Roughly half the country is at risk of blackouts. The North American Electric Reliability Corporation’s (NERC) 2024 Long-Term Reliability Assessment released last week indicates that multiple regions across the U.S. are “likely to experience a shortfall in electricity supplies” during extreme weather events or even just at the peak of summer or winter.
While this year is an improvement over last year, where a larger portion of North America was at some level of risk, it is still a warning that millions of Americans could experience electricity shortages at some point in the coming years. Output is not meeting demand, and in situations of increased electrical needs, the supply has and will continue to fall short.
We should not be putting lives and livelihoods in jeopardy for the sake of implementing politically popular but drastically inferior energy sources.

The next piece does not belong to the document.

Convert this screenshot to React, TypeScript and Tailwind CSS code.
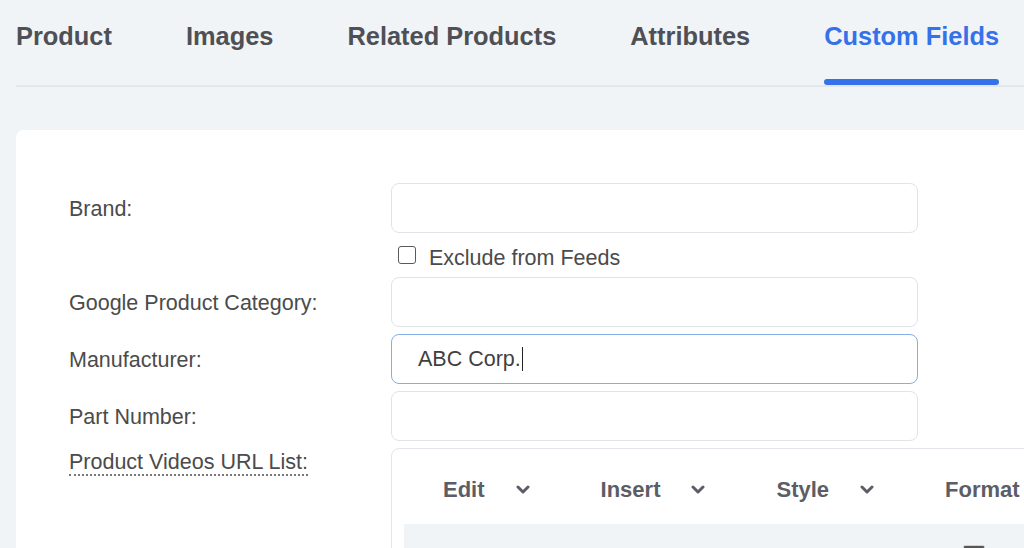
const tabs = ["Product", "Images", "Related Products", "Attributes", "Custom Fields"]
const active = "Custom Fields"

const font = { fontFamily: '"Liberation Sans", Arial, sans-serif' }

function Chevron() {
  return (
    <svg width="14" height="9" viewBox="0 0 14 9" className="shrink-0">
      <polyline points="2,2 7,7 12,2" fill="none" stroke="#5b5e66" strokeWidth="3" strokeLinecap="round" strokeLinejoin="round" />
    </svg>
  )
}

function Field({ label, value, focused }: { label: string; value?: string; focused?: boolean }) {
  return (
    <div className="flex items-center">
      <div className="w-[322px] shrink-0 pt-[2px] text-[21.5px] text-[#4b4b4b]">{label}</div>
      <div
        className={
          focused
            ? "w-[527px] h-[50px] shrink-0 rounded-[8px] border border-[#86aee6] bg-white flex items-center pl-[26px] text-[21.5px] text-[#3f3f3f]"
            : "w-[527px] h-[50px] shrink-0 rounded-[8px] border border-[#e0e3e7] bg-white"
        }
      >
        {value}
        {focused && <span className="ml-[1px] w-[1px] h-[24px] bg-[#222]" />}
      </div>
    </div>
  )
}

export default function App() {
  return (
    <div className="w-full h-[548px] bg-[#f1f4f7] overflow-hidden" style={font}>
      {/* tabs */}
      <div className="ml-[16px] flex gap-[74px] border-b-2 border-[#e3e7eb]">
        {tabs.map((t) => (
          <div key={t} className="flex flex-col">
            <div
              className={
                t === active
                  ? "pt-[20px] leading-[32px] text-[25.4px] font-bold text-[#3572ea] whitespace-nowrap"
                  : "pt-[20px] leading-[32px] text-[25.4px] font-bold text-[#4e5056] whitespace-nowrap"
              }
            >
              {t}
            </div>
            <div className={t === active ? "mt-[27px] h-[6px] rounded-full bg-[#3572ea]" : "mt-[27px] h-[6px]"} />
          </div>
        ))}
      </div>

      {/* card */}
      <div className="ml-[16px] mt-[43px] h-[500px] bg-white rounded-tl-[8px] pl-[53px] pt-[53px] flex flex-col gap-[7px]">
        <Field label="Brand:" />
        <div className="flex items-center h-[30px]">
          <div className="w-[322px] shrink-0" />
          <div className="ml-[7px] flex items-center gap-[13px] text-[21.5px] text-[#4b4b4b]">
            <span className="w-[18px] h-[18px] rounded-[3px] border-[1.5px] border-[#5a5a5a] bg-white" />
            <span className="mt-[6px]">Exclude from Feeds</span>
          </div>
        </div>
        <Field label="Google Product Category:" />
        <Field label="Manufacturer:" value="ABC Corp." focused />
        <Field label="Part Number:" />

        <div className="flex items-start">
          <div className="w-[322px] shrink-0 pt-[1px] leading-[26px] text-[21.5px] text-[#4b4b4b]">
            <span className="border-b-2 border-dotted border-[#777]">Product Videos URL List:</span>
          </div>
          <div className="w-[700px] h-[140px] shrink-0 border border-[#e3e6ea] rounded-tl-[8px]">
            <div className="h-[75px] pt-[6px] pl-[51px] flex items-center gap-[71px] text-[22px] font-bold text-[#5b5e66] whitespace-nowrap">
              {["Edit", "Insert", "Style", "Format"].map((m, i) => (
                <div key={m} className="flex items-center gap-[31px]">
                  <span>{m}</span>
                  {i < 3 && <Chevron />}
                </div>
              ))}
            </div>
            <div className="relative mx-[12px] h-[60px] bg-[#f1f4f7]">
              <div className="absolute left-[559px] top-[21px] w-[22px] h-[8px] rounded-[2px] border border-[#cfd3d8] bg-[#555]" />
            </div>
          </div>
        </div>
      </div>
    </div>
  )
}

Elected officials have pushed an aggressive net zero agenda that hopes to decarbonize energy usage. They heavily promote that intermittent wind and solar replace reliable coal and natural gas, and at much faster rates than the grid can adequately manage.
NERC’s annual evaluation asserts that the increasing wind and solar replacements of coal and natural gas is “affecting the essential reliability services (ERS) that the resource mix provides.” Renewables are not capable of handling a significant portion of America’s electricity needs.

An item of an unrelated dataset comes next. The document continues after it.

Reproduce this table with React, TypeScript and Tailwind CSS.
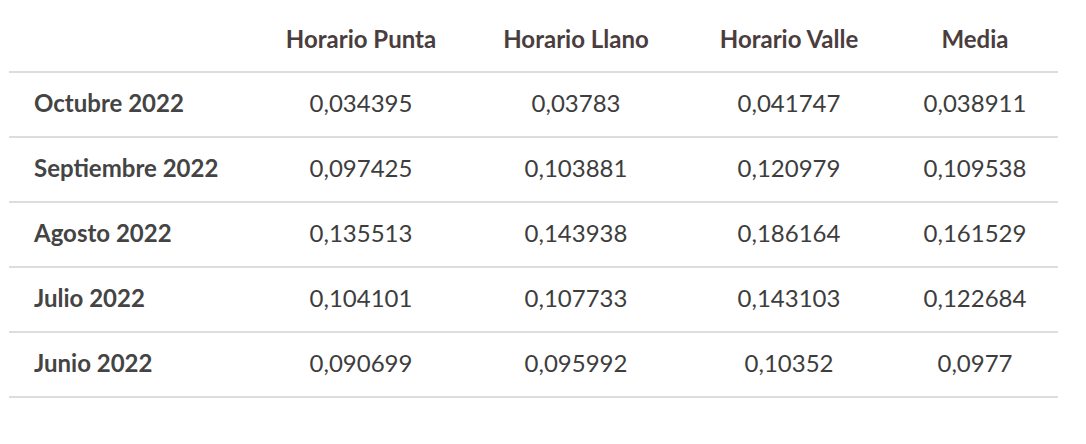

Earlier this year, CEO of the Midcontinent Independent System Operator (MISO)—the most vulnerable region—wrote that “the transition that is underway to get to a decarbonized end state is posing material, adverse challenges to electric reliability.” Wind and solar lack certain key reliability attributes that other sources possess.
Recommended
Swapping out 30 megawatts of fossil fuels in favor of 30 megawatts of renewables will not supply the equivalent energy output; their capabilities differ greatly. “A nameplate megawatt of wind or solar is simply not equal in terms of capacity value to a nameplate megawatt of coal or gas or nuclear,” said FERC Commissioner Marc Christie in a Congressional hearing last year.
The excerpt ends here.